Others suggest that we should work out our differences with the DA like the skewed patterns of delivery are semantics that can be easily addressed. The reality is that working through the coalition has done little for ActionSA. The city has a speaker sponsored by the ANC and EFF because DA councillors spoilt their ballots rather than elect an ActionSA speaker — after ActionSA polygraphed its councillors to get Brink elected.
When will people open their eyes to the reality that every party working with the DA finds the experience destructive, including the Freedom Front Plus, Patriotic Alliance and lately the ANC?
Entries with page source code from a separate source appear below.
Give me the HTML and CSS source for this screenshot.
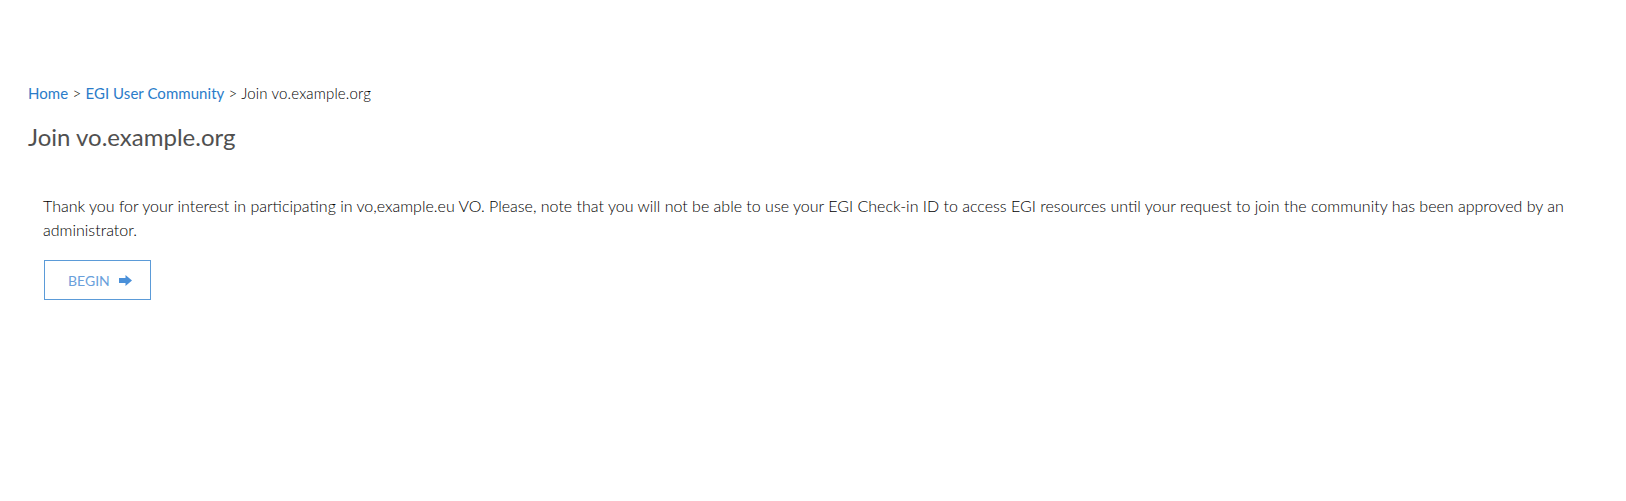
FILE: index.html
```html
<!DOCTYPE html>
<html lang="en">
<head>
<meta charset="utf-8">
<title>Join vo.example.org</title>
<link rel="stylesheet" href="styles.css">
</head>
<body>
<main class="page">
  <nav class="breadcrumb">
    <a href="#">Home</a> &gt; <a href="#">EGI User Community</a> &gt; <span class="current">Join vo.example.org</span>
  </nav>
  <h1 class="title">Join vo.example.org</h1>
  <section class="content">
    <p class="intro">Thank you for your interest in participating in vo,example.eu VO. Please, note that you will not be able to use your EGI Check-in ID to access EGI resources until your request to join the community has been approved by an administrator.</p>
    <button class="begin" type="button">BEGIN <svg class="arrow" width="13" height="11" viewBox="0 0 13 11"><path d="M0 3h6.5V0L13 5.5 6.5 11V8H0z" fill="#4a90d9"/></svg></button>
  </section>
</main>
</body>
</html>
```

FILE: styles.css
```css
html, body {
  margin: 0;
  padding: 0;
  background: #fff;
}
body {
  font-family: Lato, "Open Sans", "Liberation Sans", sans-serif;
  font-size: 16px;
  font-weight: 300;
  color: #111;
}
.page {
  padding: 83px 28px 0 28px;
}
.breadcrumb {
  line-height: 20px;
  color: #000;
  font-size: 15px;
  font-weight: 300;
  letter-spacing: 0.15px;
}
.breadcrumb a {
  color: #2a7cc9;
  font-weight: 400;
  letter-spacing: 0.05px;
  text-decoration: none;
}
.breadcrumb .current {
  color: #000;
}
.title {
  margin: 21px 0 0 0;
  font-size: 24px;
  font-weight: 400;
  line-height: 26px;
  color: #505050;
}
.content {
  padding: 44px 16px 0 15px;
}
.intro {
  margin: 0;
  font-size: 16px;
  line-height: 24px;
  color: #000;
}
.begin {
  margin-top: 18px;
  margin-left: 1px;
  height: 40px;
  padding: 0 18px 0 23px;
  border: 1px solid #5b9bd8;
  background: #fff;
  font-family: inherit;
  font-weight: 400;
  font-size: 14px;
  color: #6a9fdb;
  display: inline-flex;
  align-items: center;
  gap: 9px;
}
.arrow {
  display: block;
}
```
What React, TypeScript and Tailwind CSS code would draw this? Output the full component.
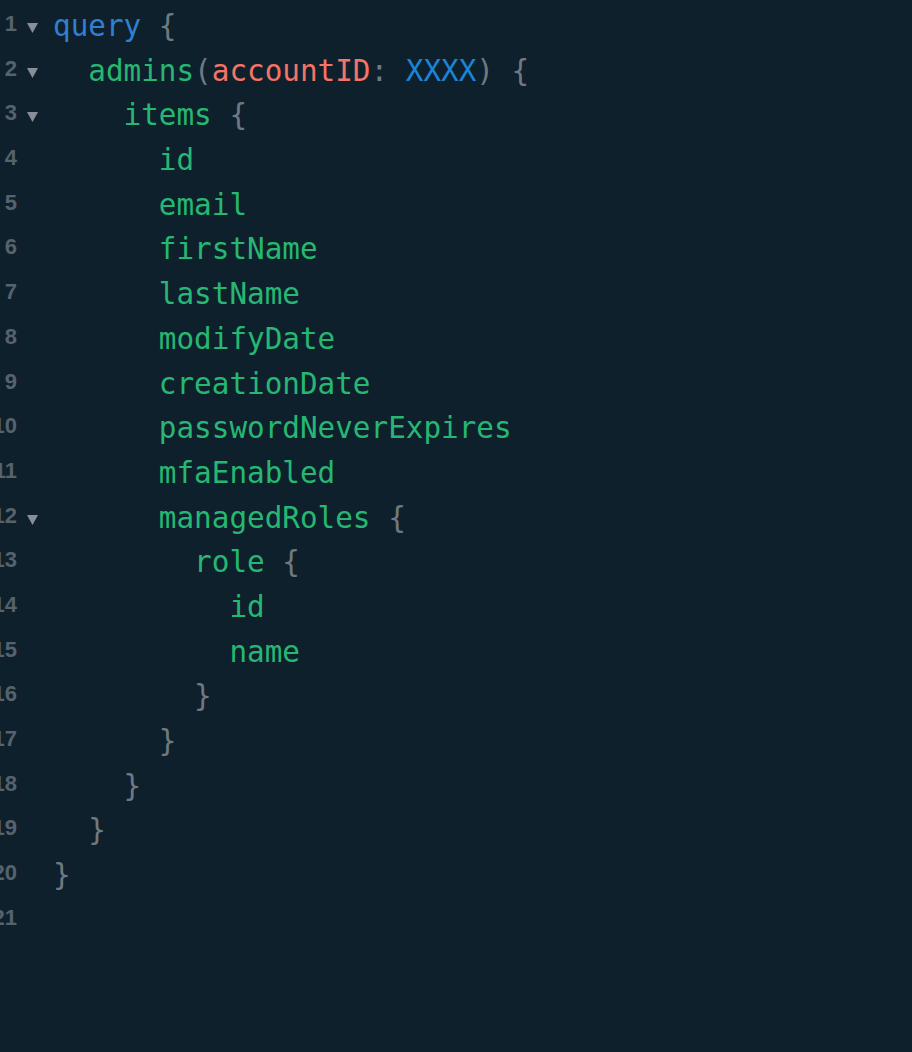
type Tok = { t: string; c: string };

const P = "text-[#6f7981]";
const F = "text-[#26b872]";

const lines: { fold?: boolean; toks: Tok[] }[] = [
  { fold: true, toks: [{ t: "query", c: "text-[#2f7fd3]" }, { t: " {", c: P }] },
  {
    fold: true,
    toks: [
      { t: "  admins", c: F },
      { t: "(", c: P },
      { t: "accountID", c: "text-[#f47466]" },
      { t: ": ", c: P },
      { t: "XXXX", c: "text-[#1b84d6]" },
      { t: ")", c: P },
      { t: " {", c: P },
    ],
  },
  { fold: true, toks: [{ t: "    items", c: F }, { t: " {", c: P }] },
  { toks: [{ t: "      id", c: F }] },
  { toks: [{ t: "      email", c: F }] },
  { toks: [{ t: "      firstName", c: F }] },
  { toks: [{ t: "      lastName", c: F }] },
  { toks: [{ t: "      modifyDate", c: F }] },
  { toks: [{ t: "      creationDate", c: F }] },
  { toks: [{ t: "      passwordNeverExpires", c: F }] },
  { toks: [{ t: "      mfaEnabled", c: F }] },
  { fold: true, toks: [{ t: "      managedRoles", c: F }, { t: " {", c: P }] },
  { toks: [{ t: "        role", c: F }, { t: " {", c: P }] },
  { toks: [{ t: "          id", c: F }] },
  { toks: [{ t: "          name", c: F }] },
  { toks: [{ t: "        }", c: P }] },
  { toks: [{ t: "      }", c: P }] },
  { toks: [{ t: "    }", c: P }] },
  { toks: [{ t: "  }", c: P }] },
  { toks: [{ t: "}", c: P }] },
  { toks: [] },
];

function Fold() {
  return (
    <svg width="11" height="10" viewBox="0 0 11 10">
      <path d="M0 0 H11 L5.5 10 Z" fill="#868f97" />
    </svg>
  );
}

export default function App() {
  return (
    <div className="w-full h-[1052px] overflow-hidden bg-[#0f202d] pt-[4px]">
      {lines.map((line, i) => (
        <div key={i} className="flex h-[44.7px]">
          <div className="w-[17px] shrink-0 flex justify-end">
            <span
              className="mt-[9px] leading-[22px] text-[22px] font-bold text-[#56626c] whitespace-nowrap"
              style={{ fontFamily: '"Liberation Sans", Arial, sans-serif' }}
            >
              {i + 1}
            </span>
          </div>
          <div className="w-[36px] shrink-0 pl-[10px] pt-[19px]">
            {line.fold && <Fold />}
          </div>
          <pre
            className="m-0 text-[29.3px] leading-[44.7px] whitespace-pre"
            style={{ fontFamily: '"DejaVu Sans Mono", "Liberation Mono", monospace' }}
          >
            {line.toks.map((tok, j) => (
              <span key={j} className={tok.c}>
                {tok.t}
              </span>
            ))}
          </pre>
        </div>
      ))}
    </div>
  );
}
Can the problem truly lie with everyone else other than the common denominator? As the mindless scream in defence of Brink, they do so based on some other consideration than the state of the City of Tshwane, its governance, its financial position, its performance or the DA’s track record in coalition. They do so despite the AG, the city’s own performance data or the experience of its residents. They also do so although the DA has openly confirmed talks with the ANC after the elections with a view to removing their current coalition partners in Tshwane.
It seems like loyalty is a one-way street for the DA and their supporters.
Perhaps even more insidiously, those in the DA camp project their prejudice onto ActionSA, believing that ActionSA should unconditionally support Brink’s misgovernance of the city — all to the detriment of our own constituency, who presumably do not enjoy the same entitlement to services.
And while these same folk deride failed municipal figures — like Mxolisi Kaunda from eThekwini or Kabelo Gwamanda from Joburg — the truth is both mayors left behind cities in a far better condition than Brink does in Tshwane. The facts speak for themselves.
I reiterate, despite the need to call out the DA by name, which I know irks many people who support it, at the heart of this matter is our concern for proper, transparent governance in the City of Tshwane, and about the plight of all its residents, irrespective of where in the city they reside.